- Directed by: Stacey Case
- Written by: Bill Marks; Sean K. Robb;
- Produced by: Steve Salomos; Bill Marks;
- Starring: Jules Delmore; Raymond Carle; Jennifer Thom; Rob Etcheverria; Jim Neidhart;
- Cinematography: Adam Swica
- Edited by: Jason Winn Bareford; Sandy Pereira;
- Music by: Stephen Skratt
- Production company: El Zorrero
- Release date: November 21, 2003;
- Country: Canada
- Language: English

= Zombie King and the Legion of Doom =

2003 film

Zombie King and the Legion of Doom, also known as Enter... Zombie King and Zombie Beach Party, is a 2003 Canadian comedy horror lucha film directed by Stacey Case, written by Bill Marks and Sean K. Robb, and starring Jules Delmore, Raymond Carle, Jennifer Thom, and Rob "El Fuego" Etcheverria as masked Mexican professional wrestlers who fight zombies.

== Plot ==
Professional wrestlers Ulysses and Blue Saint discover that Tiki is wrestling zombies.
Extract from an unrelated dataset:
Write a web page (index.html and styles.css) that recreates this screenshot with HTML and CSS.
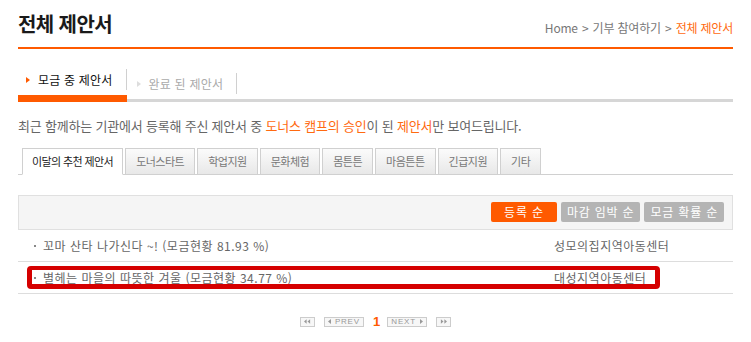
FILE: index.html
```html
<!DOCTYPE html>
<html lang="ko">
<head>
    <meta charset="UTF-8">
    <meta name="viewport" content="width=device-width, initial-scale=1.0">
    <title>전체 제안서</title>
    <link rel="stylesheet" href="styles.css">
</head>
<body>
    <div class="page">
        <div class="head">
            <h1>전체 제안서</h1>
            <p class="path">Home <span class="gt">&gt;</span> 기부 참여하기 <span class="gt">&gt;</span> <em>전체 제안서</em></p>
        </div>

        <ul class="status-tabs">
            <li class="on"><a href="#"><i class="arrow"></i>모금 중 제안서</a></li>
            <li><a href="#"><i class="arrow"></i>완료 된 제안서</a></li>
        </ul>

        <p class="intro">최근 함께하는 기관에서 등록해 주신 제안서 중 <em>도너스 캠프의 승인</em>이 된 <em>제안서</em>만 보여드립니다.</p>

        <ul class="cat-tabs">
            <li class="on"><a href="#">이달의 추천 제안서</a></li>
            <li><a href="#">도너스타트</a></li>
            <li><a href="#">학업지원</a></li>
            <li><a href="#">문화체험</a></li>
            <li><a href="#">몸튼튼</a></li>
            <li><a href="#">마음튼튼</a></li>
            <li><a href="#">긴급지원</a></li>
            <li><a href="#">기타</a></li>
        </ul>

        <div class="sort-bar">
            <button class="sort on">등록 순</button>
            <button class="sort">마감 임박 순</button>
            <button class="sort">모금 확률 순</button>
        </div>

        <ul class="list">
            <li class="row">
                <a class="title" href="#">꼬마 산타 나가신다 ~! (모금현황 81.93 %)</a>
                <span class="org">성모의집지역아동센터</span>
            </li>
            <li class="row hover">
                <a class="title" href="#">별헤는 마을의 따뜻한 겨울 (모금현황 34.77 %)</a>
                <span class="org">대성지역아동센터</span>
                <span class="mark"></span>
            </li>
        </ul>

        <div class="paging">
            <a class="pg-btn first" href="#"><svg width="8" height="5" viewBox="0 0 8 5"><path d="M0 2.5L3 0V5Z M4 2.5L7 0V5Z" fill="#999"/></svg></a>
            <a class="pg-btn word" href="#"><svg width="4" height="5" viewBox="0 0 4 5"><path d="M0 2.5L3 0V5Z" fill="#999"/></svg>PREV</a>
            <strong class="current">1</strong>
            <a class="pg-btn word" href="#">NEXT<svg width="4" height="5" viewBox="0 0 4 5"><path d="M4 2.5L1 0V5Z" fill="#999"/></svg></a>
            <a class="pg-btn last" href="#"><svg width="8" height="5" viewBox="0 0 8 5"><path d="M4 2.5L1 0V5Z M8 2.5L5 0V5Z" fill="#999"/></svg></a>
        </div>
    </div>
</body>
</html>
```

FILE: styles.css
```css
* {
    box-sizing: border-box;
}
body {
    margin: 0;
    background: #fff;
    font-family: "Noto Sans CJK KR", "Noto Sans", sans-serif;
    color: #666;
}
a {
    color: inherit;
    text-decoration: none;
}
ul {
    list-style: none;
    margin: 0;
    padding: 0;
}
em {
    font-style: normal;
    color: #ff6a10;
}
.page {
    padding: 0 18px;
}

/* title + breadcrumb */
.head {
    display: flex;
    justify-content: space-between;
    align-items: flex-start;
    height: 49px;
    padding-top: 10px;
    border-bottom: 2px solid #ff5a00;
}
.head h1 {
    margin: 0;
    font-size: 20px;
    line-height: 28px;
    letter-spacing: -0.6px;
    font-weight: bold;
    color: #1a1a1a;
}
.path {
    margin: 0;
    padding-top: 10px;
    font-size: 12px;
    line-height: 16px;
    color: #777;
    letter-spacing: -0.2px;
}
.path .gt {
    margin: 0 1px;
}

/* 모금 중 / 완료 tabs */
.status-tabs {
    display: flex;
    border-bottom: 3px solid #d6d6d6;
}
.status-tabs li {
    display: flex;
    align-items: flex-end;
    height: 50px;
    padding: 0 0 5px 10px;
}
.status-tabs li.on {
    height: 53px;
    padding-left: 8px;
    border-bottom: 7px solid #ff5a00;
    margin-bottom: -3px;
}
.status-tabs a {
    display: flex;
    align-items: center;
    height: 21px;
    padding-right: 13px;
    border-right: 1px solid #d0d0d0;
    font-size: 12px;
    letter-spacing: 0.2px;
    color: #aaa;
}
.status-tabs li.on a {
    color: #111;
}
.status-tabs .arrow {
    width: 0;
    height: 0;
    margin-right: 8px;
    border-top: 3.5px solid transparent;
    border-bottom: 3.5px solid transparent;
    border-left: 4px solid #ddd;
}
.status-tabs li.on .arrow {
    border-left-color: #ff5a00;
}

.intro {
    margin: 14px 0 12px;
    font-size: 13px;
    line-height: 20px;
    letter-spacing: -0.2px;
    color: #666;
}

/* category tabs */
.cat-tabs {
    display: flex;
    gap: 2px;
    padding-left: 4px;
    border-bottom: 1px solid #d0d0d0;
}
.cat-tabs li {
    margin-bottom: -1px;
}
.cat-tabs a {
    display: block;
    height: 27px;
    padding: 0 10px;
    line-height: 25px;
    font-size: 11px;
    letter-spacing: -0.5px;
    color: #777;
    border: 1px solid #d0d0d0;
    background: linear-gradient(#fbfbfb, #e8e8e8);
}
.cat-tabs li.on a {
    padding: 0 9px;
    letter-spacing: -0.6px;
    color: #222;
    background: #fff;
    border-bottom-color: #fff;
}

/* sort buttons */
.sort-bar {
    display: flex;
    justify-content: flex-end;
    gap: 4px;
    height: 35px;
    margin-top: 20px;
    padding: 6px 8px 0 0;
    background: #f5f5f5;
    border: 1px solid #e0e0e0;
}
.sort {
    height: 20px;
    min-width: 66px;
    padding: 0 6px;
    border: 0;
    border-radius: 2px;
    background: #b4b4b4;
    color: #fff;
    font-family: "Noto Sans CJK KR", sans-serif;
    font-size: 12px;
    line-height: 20px;
    letter-spacing: 0.8px;
    cursor: pointer;
}
.sort.on {
    background: #ff5a00;
}

/* list */
.row {
    position: relative;
    display: grid;
    grid-template-columns: 1fr 179px;
    align-items: center;
    height: 32px;
    padding-left: 25px;
    border-bottom: 1px solid #ddd;
    font-size: 12px;
    letter-spacing: 0.5px;
    color: #666;
}
.row .title::before {
    content: "";
    position: absolute;
    left: 16px;
    top: 15px;
    width: 2px;
    height: 2px;
    background: #888;
}
.row.hover .title,
.row.hover .org {
    text-decoration: underline;
    text-underline-offset: 1px;
}
.row .mark {
    position: absolute;
    left: 9px;
    top: 4px;
    width: 633px;
    height: 23px;
    border: 5px solid #d50000;
    border-top-width: 4px;
    border-radius: 4px;
}

/* paging */
.paging {
    display: flex;
    justify-content: center;
    align-items: center;
    gap: 9px;
    margin-top: 20px;
}
.pg-btn {
    display: flex;
    align-items: center;
    justify-content: center;
    gap: 3px;
    height: 10px;
    padding: 0 3px;
    border: 1px solid #ccc;
    background: #f7f7f7;
    font-family: "Liberation Sans", sans-serif;
    font-size: 8px;
    letter-spacing: 0.8px;
    color: #999;
}
.pg-btn.first,
.pg-btn.last {
    width: 15px;
}
.pg-btn.word {
    width: 40px;
}
.current {
    margin: 0 -2px 0 0;
    font-family: "Liberation Sans", sans-serif;
    font-size: 13px;
    color: #ff5a00;
}
```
Their worries are put to rest when Tiki reveals that the zombies have been domesticated. However, Tiki's zombies are soon blamed for a wave of violent zombie attacks. Both research the attacks and are led to the lair of the Zombie King, who seeks to conquer the world.

== Cast ==
- Jules Delmore as Ulysses
- Jennifer Thom as Mercedes
- Raymond Carle as Blue Saint
- Rob "El Fuego" Etcheverria as Tiki
- Sean K. Robb as Mister X
- Sinn Bodhi as Zombie King
- Jason Winn Bareford as Murdelizer
- Jim Neidhart as Sheriff Logan

== Production ==
Shooting took place in Toronto over a three-week period in December 2002. Professional wrestlers were hired to train the actors, but they did not have enough time. Instead, the wrestlers were brought in as actors and stuntmen. The film was then rewritten to show off the abilities of the wrestlers. The Zombie King was originally slated to be played by George A. Romero, but Romero had to bow out due to health concerns. Wrestler Sinn Bodhi replaced Romero. Rob "El Fuego" Etcheverria, who played Tiki, also worked as the stunt coordinator. In order to properly emulate lucha films, the crew intentionally added continuity errors and poor dubbing. The film was not meant as a parody, though.

== Release ==
On November 21, 2003, the film premiered in Toronto, Ontario.

== Reception ==
Meredith Renwick of Canoe.ca called the film "a high-camp, low-budget melange of masked wrestlers, hokey dialogue, spurting blood and gratuitous nudity" that is more fun than bigger-budgeted high concept films. Mike Adair of Exclaim! wrote that the fight scenes are surprisingly simple, but the action scenes are energetic enough to make up for it. Adair also stated that the film will appeal to any fan of B movies. Jon Condit of Dread Central rated the film 2.5/5 stars and called the film "goofy fun" that is recommended only for fans of lucha films. David Johnson of DVD Verdict called the film "a fun, gory, amusing zombie romp". Writing in The Zombie Movie Encyclopedia, Volume 2, academic Peter Dendle said that the film is not a cinematic masterpiece, but it is still amusing.